Use this short review process:
- Map the current workflow in plain language. Write down every step from planning to clip publishing. If a step is hard to describe, it is probably too dependent on habit.
- Measure where delays happen. Note whether bottlenecks show up in guest coordination, editing, transcript cleanup, approvals, or social packaging.
- Identify one automation opportunity and one simplification opportunity. Automation might help with file movement, transcription, or clip drafts. Simplification might mean reducing approval layers or removing duplicate tools.
- Update the checklist template. Revise your standard operating checklist, folder templates, naming rules, and recurring task board.
- Test the new process on the next two episodes. Do not redesign the whole system in theory. Run a small pilot, then keep what works.
A practical rule: revisit your workflow when one of these signals appears:
- Episodes are regularly late
- The same publishing errors repeat
- Clips and transcripts are getting skipped
- Team members ask where files live
- Your show format has changed
- You have added video, guests, sponsors, or multiple feeds
To make this article useful as a standing checklist, turn the guidance above into a one-page operating document for your show. Include your folder structure, tool stack, naming conventions, role assignments, QA checks, and repurposing deliverables. Then review it before each new season or whenever a major production tool changes.

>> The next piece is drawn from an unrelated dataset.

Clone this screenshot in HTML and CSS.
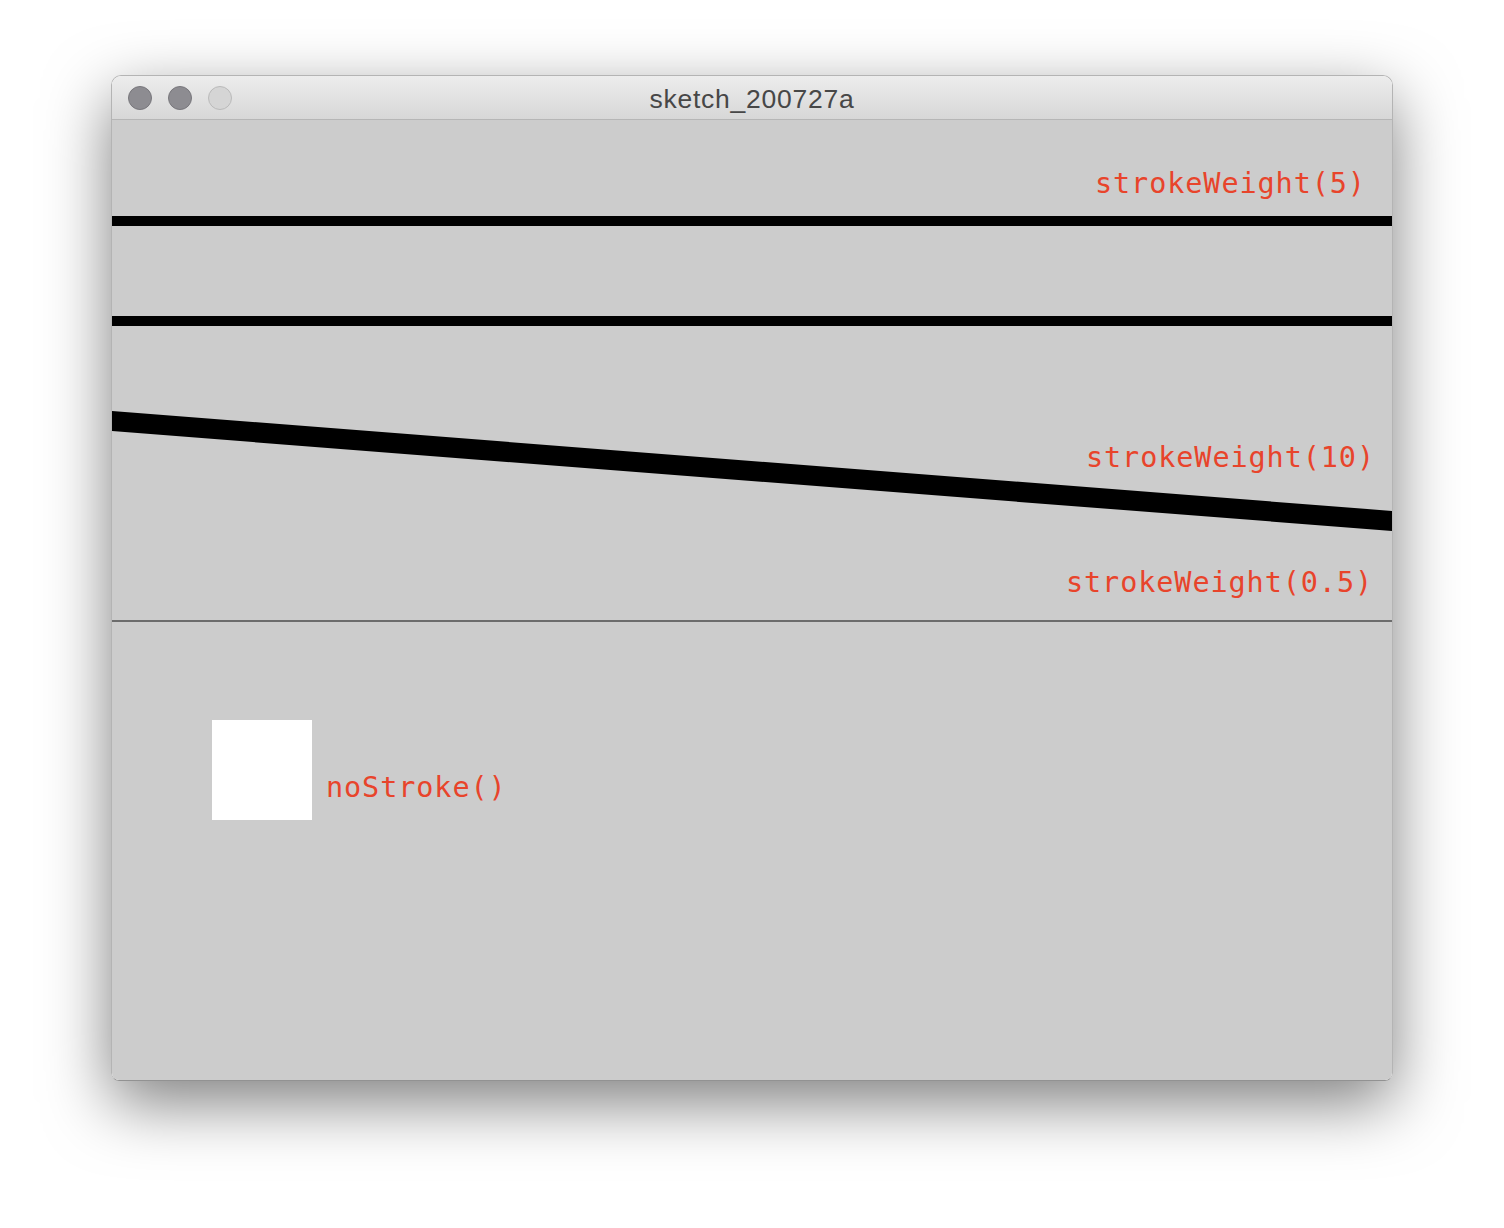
FILE: index.html
```html
<!DOCTYPE html>
<html lang="en">
<head>
    <meta charset="UTF-8">
    <title>sketch_200727a</title>
    <link rel="stylesheet" href="styles.css">
</head>
<body>
    <div class="desktop">
        <div class="window">
            <div class="titlebar">
                <div class="lights">
                    <span class="light dark"></span>
                    <span class="light dark"></span>
                    <span class="light off"></span>
                </div>
                <div class="title">sketch_200727a</div>
                <div></div>
            </div>

            <!-- sketch canvas, 640x480 drawn at 2x -->
            <svg class="canvas" width="1280" height="960" viewBox="0 0 1280 960">
                <rect x="0" y="96" width="1280" height="10" fill="#000"/>
                <rect x="0" y="196" width="1280" height="10" fill="#000"/>
                <line x1="-20" y1="299.5" x2="1300" y2="402.5" stroke="#000" stroke-width="20"/>
                <rect x="0" y="500" width="1280" height="2" fill="#6c6c6c"/>
                <rect x="100" y="600" width="100" height="100" fill="#fff"/>

                <text class="label" x="983" y="73">strokeWeight(5)</text>
                <text class="label" x="974" y="347">strokeWeight(10)</text>
                <text class="label" x="954" y="472">strokeWeight(0.5)</text>
                <text class="label" x="214" y="677">noStroke()</text>
            </svg>
        </div>
    </div>
</body>
</html>
```

FILE: styles.css
```css
/* Basic reset */
* {
    margin: 0;
    padding: 0;
    box-sizing: border-box;
}

body {
    background-color: #fff;
    font-family: 'Liberation Sans', Arial, sans-serif;
}

.desktop {
    padding: 75px 0 0 111px;
    height: 1228px;
}

/* Window frame */
.window {
    width: 1282px;
    border: 1px solid #b4b4b4;
    border-bottom-color: #929292;
    border-radius: 10px 10px 8px 8px;
    overflow: hidden;
    box-shadow: 0 22px 65px rgba(0, 0, 0, 0.5);
}

.titlebar {
    height: 44px;
    display: grid;
    grid-template-columns: 1fr auto 1fr;
    align-items: center;
    background: linear-gradient(#ededed, #d7d7d7);
    border-bottom: 1px solid #b6b6b6;
}

.lights {
    display: flex;
    gap: 16px;
    padding-left: 16px;
}

.light {
    width: 24px;
    height: 24px;
    border-radius: 50%;
}

.light.dark {
    background-color: #8d8c91;
    border: 1px solid #78777c;
}

.light.off {
    background-color: #d5d5d5;
    border: 1px solid #bababa;
}

.title {
    padding-top: 3px;
    font-size: 26.5px;
    letter-spacing: 0.75px;
    color: #474747;
}

/* Canvas */
.canvas {
    display: block;
    background-color: #cccccc;
}

.label {
    font-family: 'DejaVu Sans Mono', monospace;
    font-size: 28.5px;
    letter-spacing: 0.9px;
    fill: #e8442b;
}
```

If you want to connect workflow improvements to outcomes, pair your process review with a light performance review. Look at what episode pages, transcripts, and repurposed clips are actually contributing, then compare your release consistency and listener behavior against broader podcast analytics benchmarks. The best workflow is not the most elaborate one. It is the one your team can follow every week without guessing.